In Prince William County, officials spent millions of dollars in county bond funds demolishing houses and buying up land for an expansion of Route 1. The project was dependent on NVTA money to complete the work. "Now what?" said the authority's vice chairman, Martin Nohe, a member of the Prince William Board of County Supervisors. "We can't refund those people their houses."

The Virginia Supreme Court ruled Feb. 29 that the landmark transportation package approved by lawmakers last year, which had the largest increase in transportation spending in 21 years, illegally shifted responsibility for raising taxes and fees to the NVTA.

Arlington County Board member Chris Zimmerman (D), the NVTA chairman, said that before the court ruling, the authority was on schedule to start several projects this year, including improvements to Route 28 in Loudoun County, Prince William County and Manassas and improvements to Route 7 in Fairfax County and Falls Church. Commuters were to begin seeing relief in two to three years. The authority was preparing to leverage $300 million in taxes and fees into a $1.5 billion bond package.
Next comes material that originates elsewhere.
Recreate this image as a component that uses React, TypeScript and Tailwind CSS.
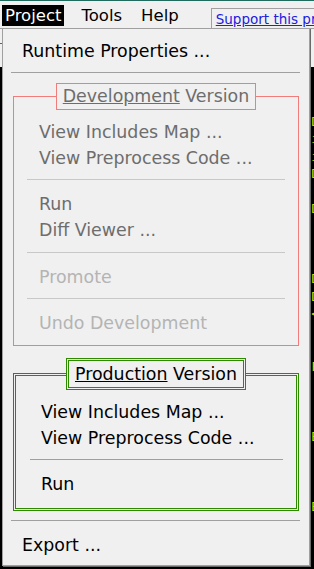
const editorLines: [string, string][] = [
  ["", ""],
  [";", "D"],
  [";", "i"],
  [";", "i"],
  [";", "D"],
  [";", ""],
  [";", "D"],
  [";", ""],
  ["", ""],
  ["", ""],
  [";", "D"],
  [";", "D"],
  [":", "<"],
  ["", ""],
  [";", ""],
  [":", "F"],
  ["", ""],
  ["", ""],
  [";", ""],
  [";", "B"],
  ["", ""],
  ["", ""],
  [";", ""],
  [";", "B"],
  ["", ""],
  ["", ""],
];

function Item({ label, tone }: { label: string; tone: "on" | "dim" | "off" }) {
  const color =
    tone === "on" ? "text-[#000000]" : tone === "dim" ? "text-[#6d6d6d]" : "text-[#b4b4b4]";
  return <div className={`h-[26px] leading-[26px] whitespace-nowrap ${color}`}>{label}</div>;
}

function Sep({ light }: { light?: boolean }) {
  return <div className={`h-px ${light ? "bg-[#c8c8c8]" : "bg-[#a0a0a0]"}`} />;
}

export default function App() {
  return (
    <div className="relative w-[314px] h-[569px] overflow-hidden bg-black font-['DejaVu_Sans',sans-serif]">
      {/* menubar */}
      <div className="h-[29px] bg-[#f0f0f0] border-t border-[#1f6b5e] border-b border-b-[#a0a0a0] flex items-start text-[16.5px] text-black">
        <span className="ml-[2px] mt-[4px] h-[21px] leading-[21px] px-[3px] bg-black text-white">Project</span>
        <span className="ml-[17px] mt-[4px] leading-[21px]">Tools</span>
        <span className="ml-[19px] mt-[4px] leading-[21px]">Help</span>
        <span className="ml-[32px] mt-[7px] pl-[4px] pt-[1px] h-[30px] border-l border-t border-[#a0a0a0] text-[13.5px] leading-[18px] text-[#2020e0] underline whitespace-nowrap">
          Support this project
        </span>
      </div>

      {/* strip + editor behind the menu */}
      <div className="h-[38px] bg-[#f0f0f0] pt-[14px]">
        <div className="w-[10px] h-px bg-[#2a7a6a]" />
      </div>
      <div className="pt-[28px] flex flex-col font-['DejaVu_Sans_Mono',monospace] text-[13px] text-[#d8d800]">
        {editorLines.map(([l, r], i) => (
          <div key={i} className="h-[17.5px] leading-[17.5px] flex justify-between">
            <span className="-ml-[6px]">{l}</span>
            <span className="-mr-[5px]">{r}</span>
          </div>
        ))}
      </div>

      {/* dropdown */}
      <div className="absolute left-[2px] top-[28px] w-[308px] h-[538px] bg-[#f0f0f0] border border-[#a0a0a0] shadow-[1px_1px_0_#6a6a6a] text-[17.4px]">
        <div className="h-[44px] leading-[44px] pl-[19px] text-black">Runtime Properties ...</div>
        <div className="ml-[8px] mr-[9px] -mt-px">
          <Sep />
        </div>

        <fieldset className="mt-[10px] mx-[10px] border border-[#f07c7c] pt-[9px] pb-[9px] px-0 min-w-0">
          <legend className="mx-auto p-0">
            <span className="block border border-[#f07c7c] px-[6px] h-[27px] leading-[25px] text-[#6d6d6d]">
              <span className="underline">Development</span> Version
            </span>
          </legend>
          <div className="pl-[25px]">
            <Item label="View Includes Map ..." tone="dim" />
            <Item label="View Preprocess Code ..." tone="dim" />
          </div>
          <div className="mx-[13px] mt-[8px] mb-[11px]">
            <Sep light />
          </div>
          <div className="pl-[25px]">
            <Item label="Run" tone="dim" />
            <Item label="Diff Viewer ..." tone="dim" />
          </div>
          <div className="mx-[13px] mt-[9px] mb-[11px]">
            <Sep light />
          </div>
          <div className="pl-[25px]">
            <Item label="Promote" tone="off" />
          </div>
          <div className="mx-[13px] mt-[8px] mb-[11px]">
            <Sep light />
          </div>
          <div className="pl-[25px]">
            <Item label="Undo Development" tone="off" />
          </div>
        </fieldset>

        <fieldset className="mt-[12px] mx-[10px] border-[3px] border-double border-[#2e8b00] pt-[9px] pb-[11px] px-0 min-w-0">
          <legend className="mx-auto p-0">
            <span className="block border-[3px] border-double border-[#2e8b00] px-[6px] h-[32px] leading-[26px] text-black">
              <span className="underline">Production</span> Version
            </span>
          </legend>
          <div className="pl-[25px]">
            <Item label="View Includes Map ..." tone="on" />
            <Item label="View Preprocess Code ..." tone="on" />
          </div>
          <div className="ml-[14px] mr-[13px] mt-[8px] mb-[11px]">
            <Sep />
          </div>
          <div className="pl-[25px]">
            <Item label="Run" tone="on" />
          </div>
        </fieldset>

        <div className="ml-[8px] mr-[9px] mt-[9px]">
          <Sep />
        </div>
        <div className="mt-[11px] pl-[19px]">
          <Item label="Export ..." tone="on" />
        </div>
      </div>
    </div>
  );
}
Now the panel is trying to determine how to refund about $12 million in taxes and fees it has collected this year. The money collected by the NVTA was supposed to supplement state funding to the region, money that local officials have long decried as inadequate for the region's economic and population growth.
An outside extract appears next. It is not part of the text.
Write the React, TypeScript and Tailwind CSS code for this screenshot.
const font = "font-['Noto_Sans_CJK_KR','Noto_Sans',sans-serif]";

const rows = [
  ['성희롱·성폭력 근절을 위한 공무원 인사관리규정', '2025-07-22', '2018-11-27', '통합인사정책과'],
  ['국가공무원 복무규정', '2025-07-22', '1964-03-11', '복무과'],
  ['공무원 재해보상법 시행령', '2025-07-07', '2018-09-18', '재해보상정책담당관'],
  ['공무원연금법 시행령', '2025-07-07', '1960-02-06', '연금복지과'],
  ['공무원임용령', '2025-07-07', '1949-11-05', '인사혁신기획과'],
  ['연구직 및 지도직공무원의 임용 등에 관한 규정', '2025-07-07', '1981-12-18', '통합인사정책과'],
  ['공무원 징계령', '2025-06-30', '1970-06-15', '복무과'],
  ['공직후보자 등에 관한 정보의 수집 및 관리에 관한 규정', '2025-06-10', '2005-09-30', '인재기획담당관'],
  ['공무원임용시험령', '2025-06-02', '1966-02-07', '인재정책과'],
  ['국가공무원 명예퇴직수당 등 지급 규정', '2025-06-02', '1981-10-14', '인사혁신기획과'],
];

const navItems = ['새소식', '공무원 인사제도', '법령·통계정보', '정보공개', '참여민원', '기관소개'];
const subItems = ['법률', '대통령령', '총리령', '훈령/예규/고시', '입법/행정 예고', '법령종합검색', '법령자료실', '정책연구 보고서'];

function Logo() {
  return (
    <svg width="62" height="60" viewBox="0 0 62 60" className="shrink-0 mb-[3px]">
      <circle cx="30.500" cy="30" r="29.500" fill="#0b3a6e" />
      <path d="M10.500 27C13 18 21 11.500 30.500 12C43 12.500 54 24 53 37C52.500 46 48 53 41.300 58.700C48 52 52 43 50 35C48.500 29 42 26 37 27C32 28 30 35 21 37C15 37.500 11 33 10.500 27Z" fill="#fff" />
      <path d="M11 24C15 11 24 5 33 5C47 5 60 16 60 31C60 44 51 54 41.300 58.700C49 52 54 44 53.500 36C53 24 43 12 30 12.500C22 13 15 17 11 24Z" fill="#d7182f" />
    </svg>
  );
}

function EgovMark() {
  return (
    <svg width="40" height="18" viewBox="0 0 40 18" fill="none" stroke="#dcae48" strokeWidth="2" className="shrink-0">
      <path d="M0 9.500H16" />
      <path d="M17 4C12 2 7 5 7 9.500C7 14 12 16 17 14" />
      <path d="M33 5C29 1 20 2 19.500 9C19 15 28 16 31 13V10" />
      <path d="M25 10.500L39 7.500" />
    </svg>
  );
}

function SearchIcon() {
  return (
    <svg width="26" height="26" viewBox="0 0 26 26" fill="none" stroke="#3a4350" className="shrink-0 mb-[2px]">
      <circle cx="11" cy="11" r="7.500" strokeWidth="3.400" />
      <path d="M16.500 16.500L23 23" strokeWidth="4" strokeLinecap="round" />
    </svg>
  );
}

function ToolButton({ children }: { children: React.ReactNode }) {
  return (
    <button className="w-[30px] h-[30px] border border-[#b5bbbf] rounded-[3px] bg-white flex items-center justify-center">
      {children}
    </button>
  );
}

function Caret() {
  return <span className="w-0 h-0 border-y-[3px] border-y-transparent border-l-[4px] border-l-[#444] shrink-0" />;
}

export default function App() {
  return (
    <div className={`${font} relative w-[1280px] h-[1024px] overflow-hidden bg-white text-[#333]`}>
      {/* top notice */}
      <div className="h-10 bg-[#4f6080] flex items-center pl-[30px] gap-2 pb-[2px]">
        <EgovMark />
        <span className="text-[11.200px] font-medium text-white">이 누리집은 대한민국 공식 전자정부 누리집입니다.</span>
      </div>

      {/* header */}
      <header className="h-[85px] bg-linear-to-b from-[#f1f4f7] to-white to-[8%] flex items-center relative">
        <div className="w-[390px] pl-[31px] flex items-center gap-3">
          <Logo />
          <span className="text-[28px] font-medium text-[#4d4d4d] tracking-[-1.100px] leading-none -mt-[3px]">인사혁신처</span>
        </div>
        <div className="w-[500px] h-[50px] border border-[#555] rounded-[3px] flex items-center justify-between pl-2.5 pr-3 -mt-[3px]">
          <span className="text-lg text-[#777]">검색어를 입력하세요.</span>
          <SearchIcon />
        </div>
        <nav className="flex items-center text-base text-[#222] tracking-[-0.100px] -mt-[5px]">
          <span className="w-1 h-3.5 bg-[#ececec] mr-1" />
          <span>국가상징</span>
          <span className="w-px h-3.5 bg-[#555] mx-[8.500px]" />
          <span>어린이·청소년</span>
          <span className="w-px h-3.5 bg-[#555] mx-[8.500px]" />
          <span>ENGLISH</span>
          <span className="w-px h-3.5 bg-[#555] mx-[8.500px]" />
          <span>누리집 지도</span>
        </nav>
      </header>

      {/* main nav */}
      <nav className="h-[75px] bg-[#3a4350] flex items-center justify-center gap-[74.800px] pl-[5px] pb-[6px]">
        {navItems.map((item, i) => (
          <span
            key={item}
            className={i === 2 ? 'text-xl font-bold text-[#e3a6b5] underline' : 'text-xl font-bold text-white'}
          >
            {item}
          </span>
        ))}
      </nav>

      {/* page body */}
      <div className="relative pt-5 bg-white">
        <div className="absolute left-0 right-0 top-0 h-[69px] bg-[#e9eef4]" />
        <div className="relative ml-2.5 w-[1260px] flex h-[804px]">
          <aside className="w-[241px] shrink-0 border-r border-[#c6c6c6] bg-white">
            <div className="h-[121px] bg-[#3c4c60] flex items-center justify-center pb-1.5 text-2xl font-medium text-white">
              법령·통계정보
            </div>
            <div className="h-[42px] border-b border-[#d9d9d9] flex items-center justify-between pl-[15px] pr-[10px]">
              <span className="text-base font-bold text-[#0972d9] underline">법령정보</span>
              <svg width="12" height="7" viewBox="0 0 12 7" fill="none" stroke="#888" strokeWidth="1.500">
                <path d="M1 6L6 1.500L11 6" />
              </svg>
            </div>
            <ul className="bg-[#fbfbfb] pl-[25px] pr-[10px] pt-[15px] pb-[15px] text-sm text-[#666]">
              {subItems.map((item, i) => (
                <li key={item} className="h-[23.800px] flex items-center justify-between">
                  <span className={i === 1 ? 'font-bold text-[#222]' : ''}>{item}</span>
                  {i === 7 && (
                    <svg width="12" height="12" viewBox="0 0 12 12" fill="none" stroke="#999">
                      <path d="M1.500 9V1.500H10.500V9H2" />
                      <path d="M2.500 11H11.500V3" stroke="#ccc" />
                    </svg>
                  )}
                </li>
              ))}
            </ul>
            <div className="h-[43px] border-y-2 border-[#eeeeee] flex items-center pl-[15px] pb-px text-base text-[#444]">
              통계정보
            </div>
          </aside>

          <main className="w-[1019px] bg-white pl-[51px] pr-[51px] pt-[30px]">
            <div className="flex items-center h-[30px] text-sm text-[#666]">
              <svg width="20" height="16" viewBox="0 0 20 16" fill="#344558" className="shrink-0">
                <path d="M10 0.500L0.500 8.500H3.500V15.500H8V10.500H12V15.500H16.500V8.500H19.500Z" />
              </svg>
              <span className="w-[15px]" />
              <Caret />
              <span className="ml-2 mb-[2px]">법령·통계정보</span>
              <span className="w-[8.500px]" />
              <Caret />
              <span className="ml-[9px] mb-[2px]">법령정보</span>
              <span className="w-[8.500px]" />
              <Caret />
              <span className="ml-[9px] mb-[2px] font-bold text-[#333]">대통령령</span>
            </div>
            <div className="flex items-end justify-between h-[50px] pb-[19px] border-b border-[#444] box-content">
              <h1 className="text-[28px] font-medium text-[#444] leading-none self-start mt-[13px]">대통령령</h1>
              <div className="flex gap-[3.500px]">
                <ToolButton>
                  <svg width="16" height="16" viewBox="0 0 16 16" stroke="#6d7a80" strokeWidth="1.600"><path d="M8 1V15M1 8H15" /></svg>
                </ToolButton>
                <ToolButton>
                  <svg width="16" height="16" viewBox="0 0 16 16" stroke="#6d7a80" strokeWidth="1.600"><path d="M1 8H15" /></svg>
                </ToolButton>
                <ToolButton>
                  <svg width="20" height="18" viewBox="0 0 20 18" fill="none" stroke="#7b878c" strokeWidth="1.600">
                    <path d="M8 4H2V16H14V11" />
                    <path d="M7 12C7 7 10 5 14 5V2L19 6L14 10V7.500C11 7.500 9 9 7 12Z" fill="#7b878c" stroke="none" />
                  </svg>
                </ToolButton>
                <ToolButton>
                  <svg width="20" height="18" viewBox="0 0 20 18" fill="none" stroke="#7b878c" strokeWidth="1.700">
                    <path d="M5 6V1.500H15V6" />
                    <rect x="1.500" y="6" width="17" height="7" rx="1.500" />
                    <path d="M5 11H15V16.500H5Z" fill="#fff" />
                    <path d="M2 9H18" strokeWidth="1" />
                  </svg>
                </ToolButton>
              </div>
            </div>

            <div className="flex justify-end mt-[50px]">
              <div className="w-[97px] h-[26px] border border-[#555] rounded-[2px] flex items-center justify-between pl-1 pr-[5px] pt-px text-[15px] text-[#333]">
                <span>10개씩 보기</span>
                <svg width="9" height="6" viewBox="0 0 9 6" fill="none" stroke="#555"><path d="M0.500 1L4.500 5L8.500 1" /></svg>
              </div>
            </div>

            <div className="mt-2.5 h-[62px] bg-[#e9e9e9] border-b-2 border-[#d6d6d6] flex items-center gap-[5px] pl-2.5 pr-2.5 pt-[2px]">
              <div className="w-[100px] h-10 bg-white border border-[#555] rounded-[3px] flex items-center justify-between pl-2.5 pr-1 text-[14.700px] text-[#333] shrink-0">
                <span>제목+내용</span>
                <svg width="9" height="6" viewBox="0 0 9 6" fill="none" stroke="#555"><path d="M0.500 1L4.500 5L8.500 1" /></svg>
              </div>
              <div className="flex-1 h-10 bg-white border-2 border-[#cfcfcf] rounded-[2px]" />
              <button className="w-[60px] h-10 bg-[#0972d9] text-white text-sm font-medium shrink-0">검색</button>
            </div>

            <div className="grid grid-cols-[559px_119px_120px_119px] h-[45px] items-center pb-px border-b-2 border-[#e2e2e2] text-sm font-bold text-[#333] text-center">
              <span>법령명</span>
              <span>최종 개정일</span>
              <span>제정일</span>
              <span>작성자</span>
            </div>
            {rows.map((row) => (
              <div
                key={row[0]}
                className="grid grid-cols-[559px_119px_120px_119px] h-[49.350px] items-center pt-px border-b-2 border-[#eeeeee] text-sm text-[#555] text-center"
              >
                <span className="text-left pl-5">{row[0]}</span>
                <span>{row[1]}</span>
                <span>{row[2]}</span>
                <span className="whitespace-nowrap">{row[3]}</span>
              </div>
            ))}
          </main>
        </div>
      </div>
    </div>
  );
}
Last week, the Virginia Department of Transportation announced a $1.1 billion cut, or 47 percent, in transportation spending statewide over the next six years. Included in the cut was $300 million from the repeal of the abusive-driver fees that were approved last year as part of the transportation package.

Deputy Transportation Secretary Barbara Reese said the cut was forced by a slowing economy. The state's gasoline tax is set at 17.5 cents a gallon, not as a percentage, like the sales tax. So the state treasury has not benefited from the recent spike in gas prices. And although gas tax revenue remains flat, contractors bidding on transportation projects must take into consideration the skyrocketing price of fuel, materials and labor. The result is that fewer projects are started.
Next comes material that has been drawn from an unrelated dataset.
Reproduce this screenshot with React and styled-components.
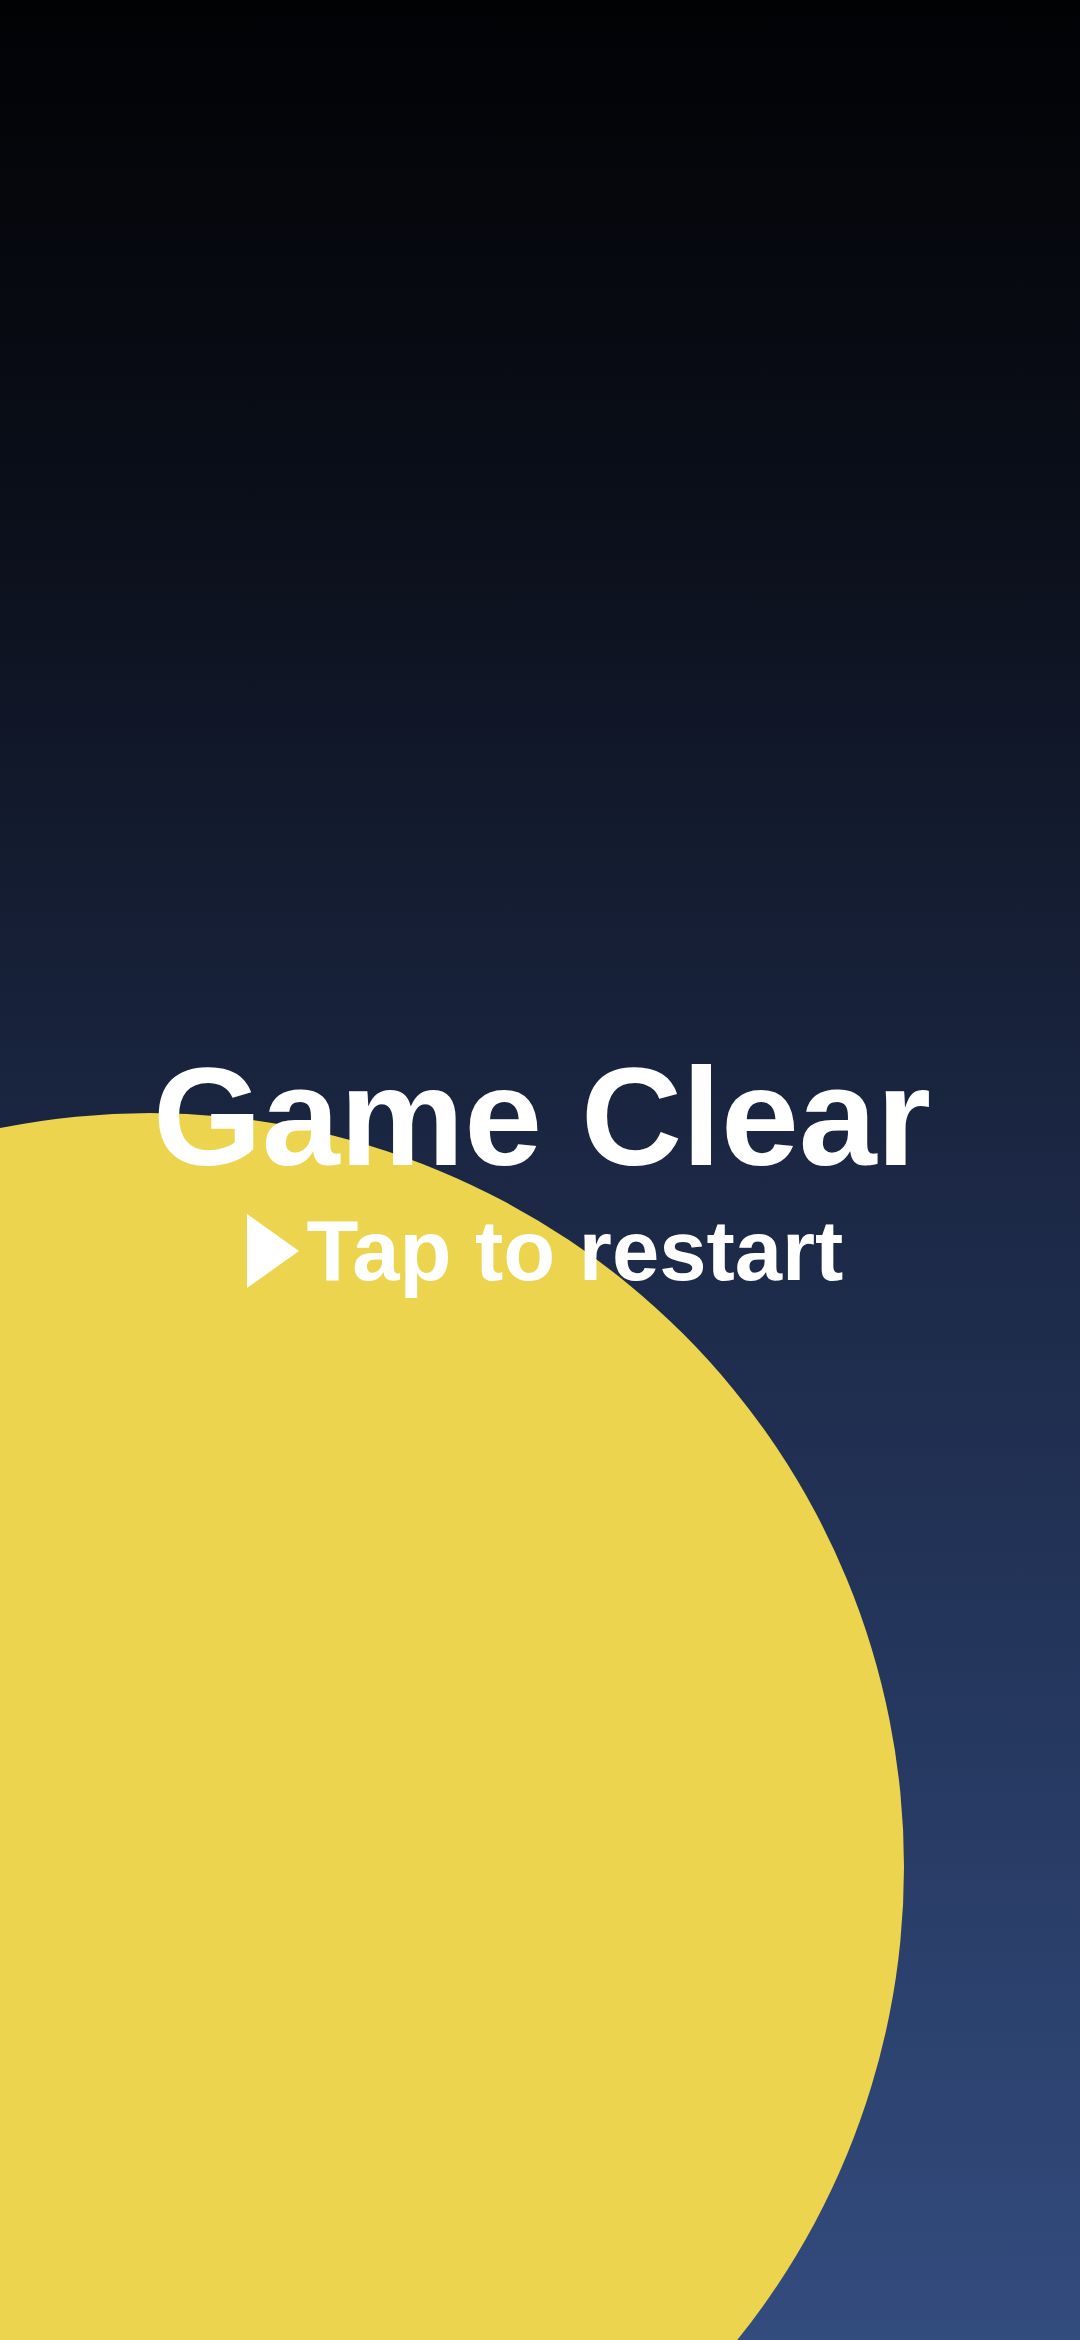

Additionally, construction costs are far outpacing policymakers' ability to find the money to pay for the fixes needed to keep pace with the region's growing population and traffic congestion. Reasons include the rising cost of petroleum for asphalt an construction vehicles, the high price of cement and steel and the weakening dollar.

According to the Associated General Contractors of America, federal statistics show that the cost of road and highway construction materials rose 49 percent from December 2003 through January 2008, while consumer inflation increased 14.5 percent.

Fairfax County has been trying to rebuild the intersection of Route 29 and Gallows Road for more than two decades. As soon as funds are allocated, however, the price goes up and the plan is shelved until more money can be raised.

"It's a vicious cycle," Connolly said.

Even large infusions of cash seem unable to make a dent in the backlog, a problem affecting the entire region.

Maryland last year raised more than $400 million for transportation, but most of the money is being gobbled up by maintenance and backlogged projects. The state isn't adding a single major project to the regional transportation plan this year.

That doesn't mean that all transportation projects have ground to a halt. Several are under construction or about to begin.

Ronaldo T. "Nick" Nicholson, the VDOT official charged with coordinating the region's largest projects, said he has plenty to keep him busy.

"I'm still coordinating rail to Tysons," Nicholson said.

The Federal Transit Administration has not issued a final decision but has made it clear that it is leaning against funding $900 million of the ambitious $5 billion rail extension, questioning the overall cost of the long-delayed project and whether the regional airports authority has enough experience to get the job done.

Work also is proceeding on the $2.5 billion Woodrow Wilson Bridge, which includes a twin-span drawbridge and four interchanges. This month, work is starting on widening Interstate 95 south of Springfield. And there are two public-private projects that would build high-occupancy-toll (HOT) lanes on the Virginia portion of the Capital Beltway and convert two existing carpool lanes on Interstates 95/395 into three HOT lanes to the Pentagon.

Reese said that although work is continuing on the region's interstate system, getting commuters on and off the highways will be much harder. Much of the money that would have been spent by the authority and VDOT's six-year plan would have targeted the series of clogged arterial and secondary roads that feed into interstates or express lanes.

For example, the NVTA had budgeted $26 million for a Fairfax County Parkway-Fair Lakes interchange that would eliminate a daily nightmare for thousands of commuters.

Now the region waits.

"Our fate is in the hands of folks in other places: Richmond and Washington and the White House," Zimmerman said.

Zimmerman said he fears Northern Virginia is getting a reputation among national business leaders as a place increasingly mired in gridlock, without the political will to dig itself out.

"There are going to be economic cycles. The question is whether you rebound," Zimmerman said. "Or at what point do you become yesterday's news and people start looking elsewhere?"